▸ **THE RECORDS**
+++
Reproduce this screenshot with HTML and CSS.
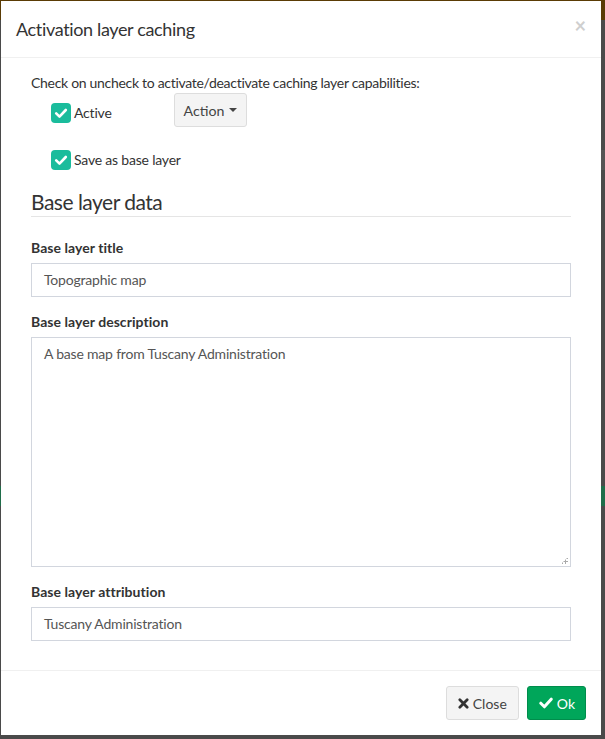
FILE: index.html
```html
<!DOCTYPE html>
<html>
<head>
<meta charset="utf-8">
<link rel="stylesheet" href="styles.css">
</head>
<body>
<div class="modal">
  <div class="modal-header">
    <h4 class="modal-title">Activation layer caching</h4>
    <span class="close">×</span>
  </div>
  <div class="modal-body">
    <p class="intro">Check on uncheck to activate/deactivate caching layer capabilities:</p>
    <div class="row-active">
      <label class="check">
        <span class="box"><svg viewBox="0 0 20 20" width="20" height="20"><rect width="20" height="20" rx="4" fill="#1abc9c"/><path d="M5.2 10.4l3.3 3.2 6.3-6.6" fill="none" stroke="#fff" stroke-width="2.6" stroke-linecap="round" stroke-linejoin="round"/></svg></span>
        <span>Active</span>
      </label>
      <button class="btn btn-default action">Action <span class="caret"></span></button>
    </div>
    <label class="check check-save">
      <span class="box"><svg viewBox="0 0 20 20" width="20" height="20"><rect width="20" height="20" rx="4" fill="#1abc9c"/><path d="M5.2 10.4l3.3 3.2 6.3-6.6" fill="none" stroke="#fff" stroke-width="2.6" stroke-linecap="round" stroke-linejoin="round"/></svg></span>
      <span>Save as base layer</span>
    </label>
    <h3 class="section">Base layer data</h3>
    <div class="form-group">
      <label class="lbl">Base layer title</label>
      <div class="input">Topographic map</div>
    </div>
    <div class="form-group">
      <label class="lbl">Base layer description</label>
      <div class="input textarea">A base map from Tuscany Administration<span class="grip"></span></div>
    </div>
    <div class="form-group last">
      <label class="lbl">Base layer attribution</label>
      <div class="input">Tuscany Administration</div>
    </div>
  </div>
  <div class="modal-footer">
    <button class="btn btn-default btn-close"><svg class="ico" viewBox="0 0 12 12" width="11" height="11"><path d="M2 2l8 8M10 2l-8 8" stroke="#333" stroke-width="3" stroke-linecap="round"/></svg>Close</button>
    <button class="btn btn-success"><svg class="ico" viewBox="0 0 14 12" width="14" height="12"><path d="M1.8 6.2l3.6 3.6 6.8-7.6" fill="none" stroke="#fff" stroke-width="3" stroke-linecap="round" stroke-linejoin="round"/></svg>Ok</button>
  </div>
</div>
</body>
</html>
```
FILE: styles.css
```css
html, body {
  margin: 0;
  padding: 0;
}
body {
  width: 605px;
  height: 739px;
  overflow: hidden;
  font-family: "Lato", "Open Sans", sans-serif;
  font-size: 14px;
  color: #333;
  background:
    linear-gradient(#5a3b05 0 20px, transparent 20px),
    linear-gradient(transparent 486px, #1f6d4a 486px 506px, transparent 506px),
    linear-gradient(transparent 150px, #555 150px 170px, transparent 170px),
    #4a4a4a;
}
.modal {
  margin: 1px 0 0 1px;
  width: 600px;
  height: 734px;
  background: #fff;
  display: flex;
  flex-direction: column;
}
.modal-header {
  height: 26px;
  padding: 15px 15px 15px 15px;
  border-bottom: 1px solid #f0f0f0;
  display: flex;
  align-items: center;
  justify-content: space-between;
}
.modal-title {
  margin: 0;
  font-size: 18px;
  font-weight: 400;
  line-height: 26px;
  color: #333;
  letter-spacing: -0.35px;
}
.close {
  font-size: 20px;
  font-weight: 700;
  color: #cfcfcf;
  line-height: 1;
  margin-right: 0;
  margin-top: -9px;
}
.modal-body {
  padding: 15px 30px 0 30px;
  flex: 1;
  border-bottom: 1px solid #f0f0f0;
}
.intro {
  margin: 0;
  line-height: 20px;
  letter-spacing: -0.3px;
}
.row-active {
  display: flex;
  align-items: flex-start;
  height: 34px;
}
.check {
  display: flex;
  align-items: center;
  gap: 3px;
  padding-left: 20px;
  line-height: 20px;
  letter-spacing: -0.2px;
}
.row-active .check {
  width: 123px;
  margin-top: 10px;
}
.box {
  width: 20px;
  height: 20px;
  display: block;
}
.box svg {
  display: block;
}
.check-save {
  margin-top: 23px;
}
.btn {
  font-family: inherit;
  font-size: 14px;
  height: 34px;
  padding: 0 10px;
  border-radius: 3px;
  border: 1px solid #ddd;
  display: inline-flex;
  align-items: center;
  gap: 4px;
  cursor: pointer;
}
.btn-default {
  background: #f4f4f4;
  color: #444;
}
.btn-close {
  padding: 0 11px;
}
.action {
  width: 73px;
  padding: 0;
  justify-content: center;
  font-size: 14.2px;
}
.caret {
  display: inline-block;
  width: 0;
  height: 0;
  border-top: 4px solid #444;
  border-left: 4px solid transparent;
  border-right: 4px solid transparent;
  margin-left: 1px;
}
.section {
  margin: 20px 0 21px 0;
  font-size: 21px;
  font-weight: 400;
  line-height: 24px;
  padding-bottom: 2px;
  border-bottom: 1px solid #e5e5e5;
  color: #333;
  letter-spacing: -0.5px;
}
.form-group {
  margin-bottom: 15px;
}
.lbl {
  display: block;
  font-weight: 700;
  line-height: 20px;
  margin-bottom: 5px;
  letter-spacing: 0.05px;
}
.input {
  height: 20px;
  line-height: 20px;
  padding: 6px 12px;
  border: 1px solid #d2d6de;
  color: #555;
  letter-spacing: -0.2px;
}
.textarea {
  height: 216px;
  position: relative;
}
.grip {
  position: absolute;
  right: 2px;
  bottom: 2px;
  width: 7px;
  height: 7px;
  background:
    radial-gradient(circle, #aaa 1px, transparent 1.2px) 0 0 / 3px 3px;
  clip-path: polygon(100% 0, 100% 100%, 0 100%);
}
.modal-footer {
  padding: 15px 15px 15px 15px;
  display: flex;
  justify-content: flex-end;
  gap: 8px;
}
.btn-success {
  background: #00a65a;
  border-color: #008d4c;
  color: #fff;
  padding: 0 10px 0 11px;
}
.ico {
  display: block;
}
```
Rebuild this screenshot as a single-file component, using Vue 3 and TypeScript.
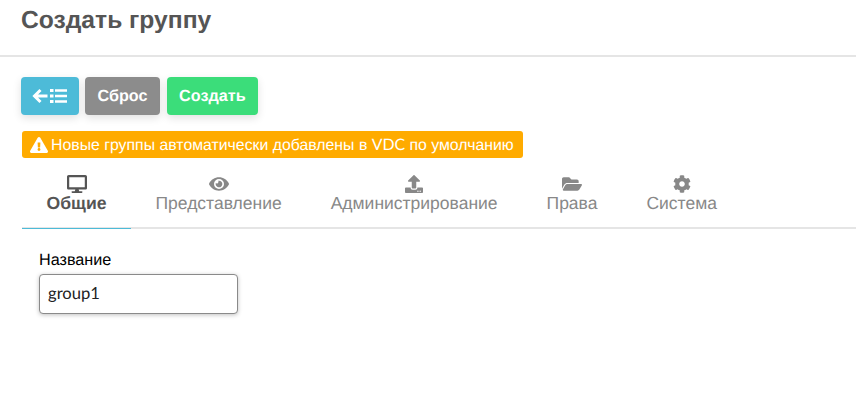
<script setup lang="ts">
interface Tab { label: string; icon: string; vb: string; active?: boolean }
const tabs: Tab[] = [
  { label: 'Общие', active: true, vb: '0 0 576 512', icon: 'M528 0H48C21.5 0 0 21.5 0 48v320c0 26.5 21.5 48 48 48h192l-16 48h-72c-13.3 0-24 10.7-24 24s10.7 24 24 24h272c13.3 0 24-10.7 24-24s-10.7-24-24-24h-72l-16-48h192c26.5 0 48-21.5 48-48V48c0-26.5-21.5-48-48-48zm-16 352H64V64h448v288z' },
  { label: 'Представление', vb: '0 0 576 512', icon: 'M572.52 241.4C518.29 135.59 410.93 64 288 64S57.68 135.64 3.48 241.41a32.35 32.35 0 0 0 0 29.19C57.71 376.41 165.07 448 288 448s230.32-71.64 284.52-177.41a32.35 32.35 0 0 0 0-29.19zM288 400a144 144 0 1 1 144-144 143.93 143.93 0 0 1-144 144zm0-240a95.31 95.31 0 0 0-25.31 3.79 47.85 47.85 0 0 1-66.9 66.9A95.78 95.78 0 1 0 288 160z' },
  { label: 'Администрирование', vb: '0 0 512 512', icon: 'M296 384h-80c-13.3 0-24-10.7-24-24V192h-87.7c-17.8 0-26.7-21.5-14.1-34.1L242.3 5.7c7.5-7.5 19.8-7.5 27.3 0l152.2 152.2c12.6 12.6 3.7 34.1-14.1 34.1H320v168c0 13.3-10.7 24-24 24zm216-8v112c0 13.3-10.7 24-24 24H24c-13.3 0-24-10.7-24-24V376c0-13.3 10.7-24 24-24h136v8c0 30.9 25.1 56 56 56h80c30.9 0 56-25.1 56-56v-8h136c13.3 0 24 10.7 24 24zm-124 88c0-11-9-20-20-20s-20 9-20 20 9 20 20 20 20-9 20-20zm64 0c0-11-9-20-20-20s-20 9-20 20 9 20 20 20 20-9 20-20z' },
  { label: 'Права', vb: '0 0 576 512', icon: 'M572.694 292.093L500.27 416.248A63.997 63.997 0 0 1 444.989 448H45.025c-18.523 0-30.064-20.093-20.731-36.093l72.424-124.155A64 64 0 0 1 152 256h399.964c18.523 0 30.064 20.093 20.73 36.093zM152 224h328v-48c0-26.51-21.49-48-48-48H272l-64-64H48C21.49 64 0 85.49 0 112v278.046l69.077-118.418C86.214 242.25 117.989 224 152 224z' },
  { label: 'Система', vb: '0 0 512 512', icon: 'M487.4 315.7l-42.6-24.6c4.3-23.2 4.3-47 0-70.2l42.6-24.6c4.9-2.8 7.1-8.6 5.5-14-11.1-35.6-30-67.8-54.7-94.6-3.8-4.1-10-5.1-14.8-2.3L380.8 110c-17.9-15.4-38.5-27.3-60.8-35.1V25.8c0-5.6-3.9-10.5-9.4-11.7-36.7-8.2-74.3-7.8-109.2 0-5.5 1.2-9.4 6.1-9.4 11.7V75c-22.2 7.9-42.8 19.8-60.8 35.1L88.7 85.5c-4.9-2.8-11-1.9-14.8 2.3-24.7 26.7-43.6 58.9-54.7 94.6-1.7 5.4.6 11.2 5.5 14L67.3 221c-4.3 23.2-4.3 47 0 70.2l-42.6 24.6c-4.9 2.8-7.1 8.6-5.5 14 11.1 35.6 30 67.8 54.7 94.6 3.8 4.1 10 5.1 14.8 2.3l42.6-24.6c17.9 15.4 38.5 27.3 60.8 35.1v49.2c0 5.6 3.9 10.5 9.4 11.7 36.7 8.2 74.3 7.8 109.2 0 5.5-1.2 9.4-6.1 9.4-11.7v-49.2c22.2-7.9 42.8-19.8 60.8-35.1l42.6 24.6c4.9 2.8 11 1.9 14.8-2.3 24.7-26.7 43.6-58.9 54.7-94.6 1.5-5.5-.7-11.3-5.6-14.1zM256 336c-44.1 0-80-35.9-80-80s35.9-80 80-80 80 35.9 80 80-35.9 80-80 80z' }
]
</script>

<template>
  <div class="page">
    <header class="head"><h1>Создать группу</h1></header>
    <div class="actions">
      <button class="btn blue" type="button" aria-label="Назад">
        <svg class="back" viewBox="0 0 36 16" width="36" height="16">
          <path d="M8.500 2 2.500 8 8.500 14M3 8h12.500" fill="none" stroke="#fff" stroke-width="3"/>
          <path d="M18 1h3.500v3H18zM18 6.500h3.500v3H18zM18 12h3.500v3H18zM23 1.300h12v2.400H23zM23 6.800h12v2.400H23zM23 12.300h12v2.400H23z" fill="#fff"/>
        </svg>
      </button>
      <button class="btn grey" type="button">Сброс</button>
      <button class="btn green" type="button">Создать</button>
    </div>
    <div class="warn-row">
      <span class="warn">
        <svg viewBox="0 0 576 512" width="18" height="16"><path fill="#fff" d="M569.517 440.013C587.975 472.007 564.806 512 527.94 512H48.054c-36.937 0-59.999-40.055-41.577-71.987L246.423 23.985c18.467-32.009 64.72-31.951 83.154 0l239.94 416.028zM288 354c-25.405 0-46 20.595-46 46s20.595 46 46 46 46-20.595 46-46-20.595-46-46-46zm-43.673-165.346l7.418 136c.347 6.364 5.609 11.346 11.982 11.346h48.546c6.373 0 11.635-4.982 11.982-11.346l7.418-136c.375-6.874-5.098-12.654-11.982-12.654h-63.383c-6.884 0-12.356 5.78-11.981 12.654z"/></svg>
        <span>Новые группы автоматически добавлены в <span class="lat">VDC</span> по умолчанию</span>
      </span>
    </div>
    <nav class="tabs">
      <a v-for="t in tabs" :key="t.label" class="tab" :class="{ active: t.active }">
        <svg class="ico" :viewBox="t.vb" width="20" height="18"><path fill="currentColor" :d="t.icon"/></svg>
        <span>{{ t.label }}</span>
      </a>
    </nav>
    <form class="form" @submit.prevent>
      <label for="name">Название</label>
      <input id="name" value="group1" />
    </form>
  </div>
</template>

<style>
html, body { margin: 0; background: #fff; }
</style>

<style scoped>
.page { width: 856px; height: 403px; overflow: hidden; background: #fff; font-family: "Liberation Sans", sans-serif; text-rendering: geometricPrecision; }
.head { height: 55px; border-bottom: 2px solid #e5e5e5; }
h1 { margin: 0; padding: 6px 0 0 21px; font-size: 24.640px; line-height: 30px; font-weight: 700; color: #555; }
.actions { display: flex; gap: 6px; padding: 20px 0 0 21px; }
.btn { height: 38px; border: 0; border-radius: 4px; padding: 0 12.500px; font: 700 16.200px "Liberation Sans", sans-serif; text-rendering: geometricPrecision; color: #fff; box-shadow: 0 3px 8px rgba(0,0,0,.12); display: flex; align-items: center; }
.blue { background: #4dbbd8; width: 58px; justify-content: center; padding: 0; }
.grey { background: #8c8c8c; }
.green { background: #3bdd7a; margin-left: 1px; padding: 0 12px; }
.warn-row { padding: 16px 0 0 22px; display: flex; }
.warn { display: flex; align-items: center; gap: 3px; height: 27px; padding: 0 9px 0 8px; border-radius: 3px; background: #ffab00; color: #fff; font-size: 15.840px; white-space: nowrap; }
.lat { font-family: Lato, sans-serif; }
.tabs { display: flex; margin: 10px 0 0 22px; border-bottom: 2px solid #e5e5e5; height: 59px; }
.tab { position: relative; padding: 7px 24.500px 0; display: flex; flex-direction: column; align-items: center; font-size: 17.500px; color: #888; line-height: 22px; }
.ico { margin-bottom: -1px; }
.tab.active { color: #555; font-weight: 700; font-size: 17.600px; }
.tab.active::after { content: ""; position: absolute; left: 0; right: 0; bottom: -2px; height: 1px; background: #4dbbd8; }
.form { padding: 19px 0 0 39px; display: flex; flex-direction: column; align-items: flex-start; }
label { font-size: 16.200px; line-height: 24px; color: #000; margin-bottom: 2px; }
input { box-sizing: border-box; width: 199px; height: 40px; padding: 0 8px 2px; border: 1px solid #8a8a8a; border-radius: 4px; font: 16.600px Lato, sans-serif; text-rendering: geometricPrecision; color: #222; box-shadow: 0 1px 4px rgba(0,0,0,.25); outline: none; }
</style>
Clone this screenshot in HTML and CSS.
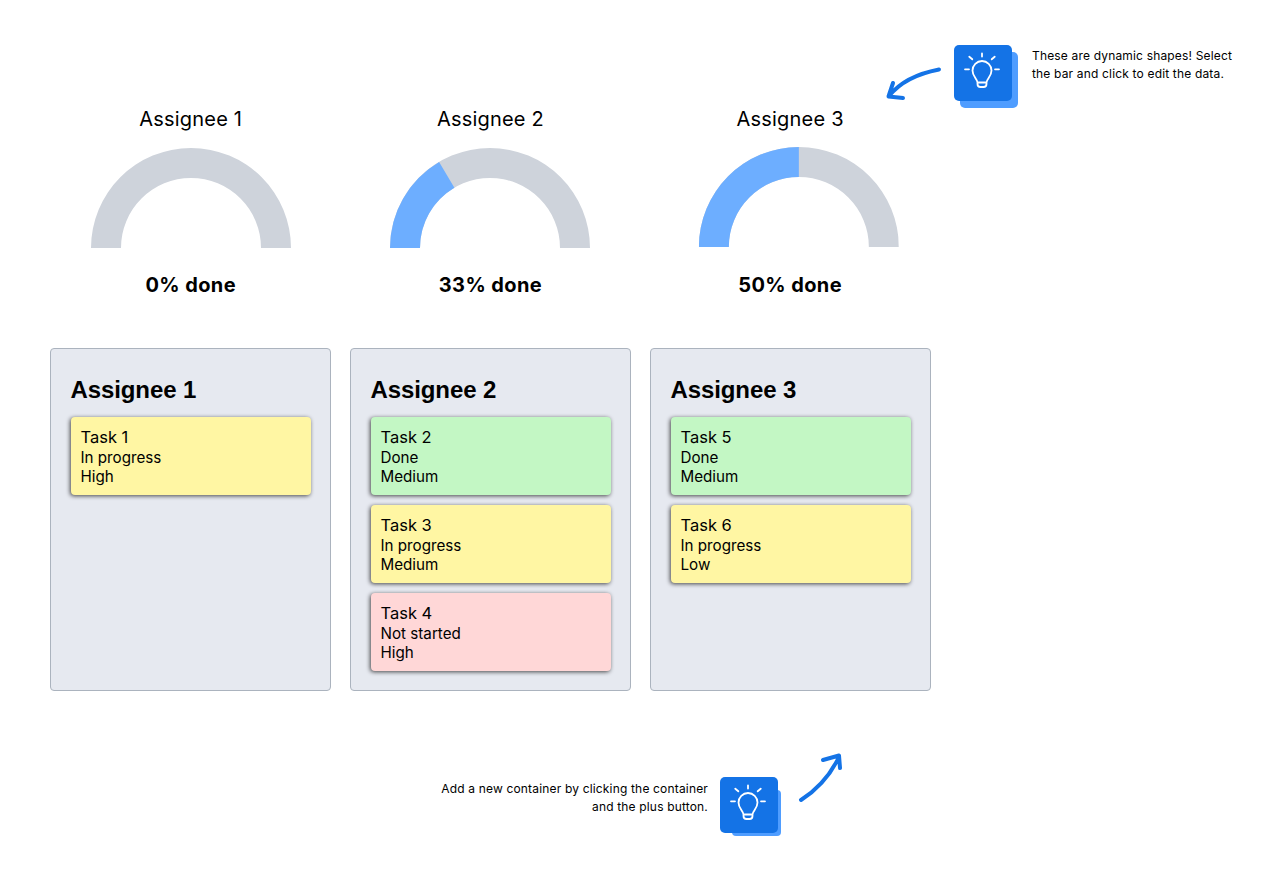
+++
Give only the count of lines in which the string "this" appears.

3